Depending how long you where a member or if you where a born in, the Watchtower leaves certain marks or traces in your mind that you only notice AFTER leaving them for good.
I think this is similar to a big river, with a high level of water that covers the hidden rocks and cliffs. Once you start lowering the water level, all these rocks come to the surface and suddenly that river is difficult to navigate.
Like that river, our minds are flooded with false hope for the future, a naive expectation to have Jehovah sort things out for you and lots of fake, conditional Love and warmth. All these things hide the fact that the same Organization also put some heavy rocks into your mind called FEAR and PASSIVITY. I am not in a mission to blame my Witness past for all things that went wrong in my Life, some things where good, some normal and some very particular to being a member in a high control group.

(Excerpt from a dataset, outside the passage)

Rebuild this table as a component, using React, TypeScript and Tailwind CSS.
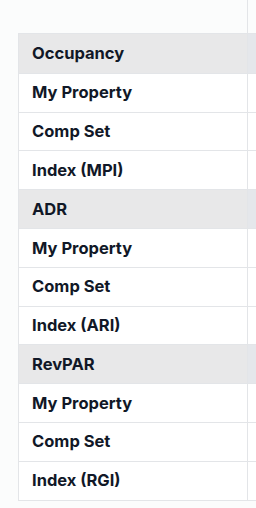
import React from "react";

type Row = { label: string; section?: boolean };

const rows: Row[] = [
  { label: "Occupancy", section: true },
  { label: "My Property" },
  { label: "Comp Set" },
  { label: "Index (MPI)" },
  { label: "ADR", section: true },
  { label: "My Property" },
  { label: "Comp Set" },
  { label: "Index (ARI)" },
  { label: "RevPAR", section: true },
  { label: "My Property" },
  { label: "Comp Set" },
  { label: "Index (RGI)" },
];

export default function App() {
  return (
    <div
      className="w-[256px] h-[508px] overflow-hidden bg-[#fbfcfc] pl-[18px]"
      style={{ fontFamily: "Inter, 'Noto Sans', sans-serif" }}
    >
      <div className="flex w-[260px]">
        {/* sticky label column */}
        <div className="w-[230px] shrink-0 flex flex-col">
          <div className="h-[33px] border-r border-[#e3e5e8]" />
          <div className="border border-[#e3e5e8] bg-white">
            {rows.map((r, i) => (
              <div
                key={i}
                className={`h-[38.8px] flex items-center pl-[13px] text-[16.5px] font-bold text-[#111827] ${
                  i > 0 ? "border-t border-[#e3e5e8]" : ""
                } ${r.section ? "bg-[#e8e8e9]" : "bg-white"}`}
              >
                {r.label}
              </div>
            ))}
          </div>
        </div>
        {/* next column, cut off */}
        <div className="flex-1 flex flex-col">
          <div className="h-[33px]" />
          <div className="border-y border-[#e3e5e8]">
            {rows.map((r, i) => (
              <div
                key={i}
                className={`h-[38.8px] ${i > 0 ? "border-t border-[#e3e5e8]" : ""} ${
                  r.section ? "bg-[#e5e7eb]" : "bg-white"
                }`}
              />
            ))}
          </div>
        </div>
      </div>
    </div>
  );
}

I don't know if you experienced the same as I have in terms of noting a higher degree of fear after you left the group. I am fearful to address problems, to face them "eye-to-eye" and as a result have lost business and personal relationships. I avoid problems like the plague, I become anxious and my problems become worse. The other day I sat down and started thinking why I am who I am and remembered a few things.
The Society instilled FEAR in me. Fear of governments, fear of persecution, fear to say something that Satan could overhear. I was 12 and very quiet. I learned that Satan could overhear your words and use them against you, but not your thoughts, so I wanted to trick him and speak as few words as possible. I refused to talk about my inner feelings to ANYBODY, kept everything to myself, swallowing like a good soldier for the Lord. Ridiculous, I know. My mother teached us that we have to endure cold, hunger and pain because we might get thrown into a concentration camp and tortured. I raised up in Germany and spent a good amount of time with the "old timers" to hear all these stories about the concentration camps, read about anything I could get my hands on and wanted to "be ready".

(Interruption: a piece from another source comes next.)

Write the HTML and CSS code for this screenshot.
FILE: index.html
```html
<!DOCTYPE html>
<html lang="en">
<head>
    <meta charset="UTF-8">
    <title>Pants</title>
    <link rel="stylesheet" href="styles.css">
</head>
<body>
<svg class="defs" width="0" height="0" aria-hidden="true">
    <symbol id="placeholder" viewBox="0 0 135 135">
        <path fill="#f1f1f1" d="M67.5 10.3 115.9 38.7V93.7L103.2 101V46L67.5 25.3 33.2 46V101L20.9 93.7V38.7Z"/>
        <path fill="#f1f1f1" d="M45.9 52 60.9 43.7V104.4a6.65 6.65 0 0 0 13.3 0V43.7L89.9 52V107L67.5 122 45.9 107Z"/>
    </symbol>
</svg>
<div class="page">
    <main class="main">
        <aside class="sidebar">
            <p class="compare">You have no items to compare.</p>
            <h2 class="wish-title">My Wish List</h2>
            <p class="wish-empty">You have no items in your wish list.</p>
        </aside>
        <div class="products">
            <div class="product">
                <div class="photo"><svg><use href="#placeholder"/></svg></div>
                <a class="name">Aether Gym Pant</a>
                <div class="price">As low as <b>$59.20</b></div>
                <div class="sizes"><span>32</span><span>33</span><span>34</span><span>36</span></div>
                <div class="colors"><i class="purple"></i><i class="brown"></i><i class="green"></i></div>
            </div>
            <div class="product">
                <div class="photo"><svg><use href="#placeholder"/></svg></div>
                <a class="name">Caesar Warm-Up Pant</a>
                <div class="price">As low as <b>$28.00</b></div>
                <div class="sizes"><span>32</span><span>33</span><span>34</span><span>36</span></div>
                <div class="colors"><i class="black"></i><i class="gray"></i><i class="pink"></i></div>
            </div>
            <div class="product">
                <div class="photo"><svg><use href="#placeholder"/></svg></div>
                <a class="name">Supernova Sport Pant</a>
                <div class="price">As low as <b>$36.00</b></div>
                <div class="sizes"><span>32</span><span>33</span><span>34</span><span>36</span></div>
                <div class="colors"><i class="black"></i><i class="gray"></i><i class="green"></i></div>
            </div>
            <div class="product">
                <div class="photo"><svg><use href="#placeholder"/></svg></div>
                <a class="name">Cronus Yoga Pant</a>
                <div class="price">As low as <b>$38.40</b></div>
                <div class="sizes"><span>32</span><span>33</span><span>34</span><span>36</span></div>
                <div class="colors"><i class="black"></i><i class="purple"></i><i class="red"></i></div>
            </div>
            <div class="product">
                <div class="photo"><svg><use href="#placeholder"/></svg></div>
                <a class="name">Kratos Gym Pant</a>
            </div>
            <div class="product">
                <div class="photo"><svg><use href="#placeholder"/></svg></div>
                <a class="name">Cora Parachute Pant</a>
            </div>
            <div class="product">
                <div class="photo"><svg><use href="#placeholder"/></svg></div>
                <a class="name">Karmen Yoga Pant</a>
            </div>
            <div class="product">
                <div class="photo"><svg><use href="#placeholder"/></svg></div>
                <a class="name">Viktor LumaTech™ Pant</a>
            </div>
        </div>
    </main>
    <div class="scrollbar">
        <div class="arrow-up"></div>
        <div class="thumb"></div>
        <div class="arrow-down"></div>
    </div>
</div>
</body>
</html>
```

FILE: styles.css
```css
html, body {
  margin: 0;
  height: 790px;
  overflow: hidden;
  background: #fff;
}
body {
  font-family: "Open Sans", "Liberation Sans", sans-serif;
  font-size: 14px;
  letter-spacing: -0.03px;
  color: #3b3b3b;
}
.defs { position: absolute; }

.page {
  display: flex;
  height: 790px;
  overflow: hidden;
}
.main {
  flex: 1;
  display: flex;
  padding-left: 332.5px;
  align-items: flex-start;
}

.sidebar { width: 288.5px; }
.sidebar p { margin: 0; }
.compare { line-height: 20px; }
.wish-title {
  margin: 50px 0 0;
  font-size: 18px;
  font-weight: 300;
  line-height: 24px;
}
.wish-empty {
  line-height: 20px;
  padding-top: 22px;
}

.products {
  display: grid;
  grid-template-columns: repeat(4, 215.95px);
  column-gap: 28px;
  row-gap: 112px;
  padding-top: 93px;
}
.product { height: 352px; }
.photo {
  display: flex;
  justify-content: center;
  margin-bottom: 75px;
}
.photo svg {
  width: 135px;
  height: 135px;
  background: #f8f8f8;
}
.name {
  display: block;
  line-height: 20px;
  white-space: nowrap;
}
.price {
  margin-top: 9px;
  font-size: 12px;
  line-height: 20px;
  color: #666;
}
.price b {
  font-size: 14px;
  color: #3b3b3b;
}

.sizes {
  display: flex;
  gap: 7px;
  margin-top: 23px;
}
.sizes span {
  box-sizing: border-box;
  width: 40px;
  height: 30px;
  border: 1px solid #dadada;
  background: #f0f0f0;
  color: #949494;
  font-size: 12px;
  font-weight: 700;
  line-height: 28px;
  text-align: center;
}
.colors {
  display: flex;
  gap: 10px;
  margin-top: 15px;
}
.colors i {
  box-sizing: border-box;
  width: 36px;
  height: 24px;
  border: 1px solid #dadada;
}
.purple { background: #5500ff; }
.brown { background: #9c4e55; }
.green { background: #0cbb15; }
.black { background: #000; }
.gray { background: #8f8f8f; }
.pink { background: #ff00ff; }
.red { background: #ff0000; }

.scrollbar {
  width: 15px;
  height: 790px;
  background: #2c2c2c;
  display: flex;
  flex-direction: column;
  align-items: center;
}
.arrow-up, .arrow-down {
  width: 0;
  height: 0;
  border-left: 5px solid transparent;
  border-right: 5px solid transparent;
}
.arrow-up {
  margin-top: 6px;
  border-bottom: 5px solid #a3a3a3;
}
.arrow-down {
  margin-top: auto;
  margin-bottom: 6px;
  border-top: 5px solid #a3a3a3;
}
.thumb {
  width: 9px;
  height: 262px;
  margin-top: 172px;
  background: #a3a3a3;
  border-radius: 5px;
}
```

Now I left, but the structures of fear are still there. Operating, without reason, but still in place sabotaging my Life at every turn. I notice that fear creaping in, the anxiety that follows and have just no reason for that.
The same thing about PASSIVITY. Jehovahs Witnesses must be some of the most stubborn, passive people on earth. We had big problems as my father left my mother because he couldn't bear "the Truth" anymore. The financial hardships where met by Prayer and waiting on Jehovah. "No, you don't fix things by yourself! That is being proud and walking ahead of Jehovah." You WAIT. How many times did I hear to WAIT, WAIT,.....wait for some miraculous help that never came, wait for Armageddon, wait for this and that.
Just some FRIGGIN WAITING. Never taking action and fixing things. I hate that attitude in me.
I was soooo convinced that this is how God works that one day I left home without enough gas in my tank. I was a dirt poor regular pioneer and didn't had enough money to fill my car for field service. Nonetheless I left to a remote territory without money, without gas. That is the stuff that gets told in Circuit assemblies. I thought: God will help me. I ended up on a remote road, WITHOUT gas until night. Had to beg a stranger for some help to get my sorry ass back. Thought that God would send an angel down to Shell to fix my problem.
All that is still within me. I know it. I notice it EVERYDAY and sometimes don't know how to get rid of that mentality.
How is your experience? Is this just crazy me? Do you have any other traces of the cult in your mind? Would love to hear if this is a general problem or just me. Thank you for reading. Wanted to discuss this for a long time.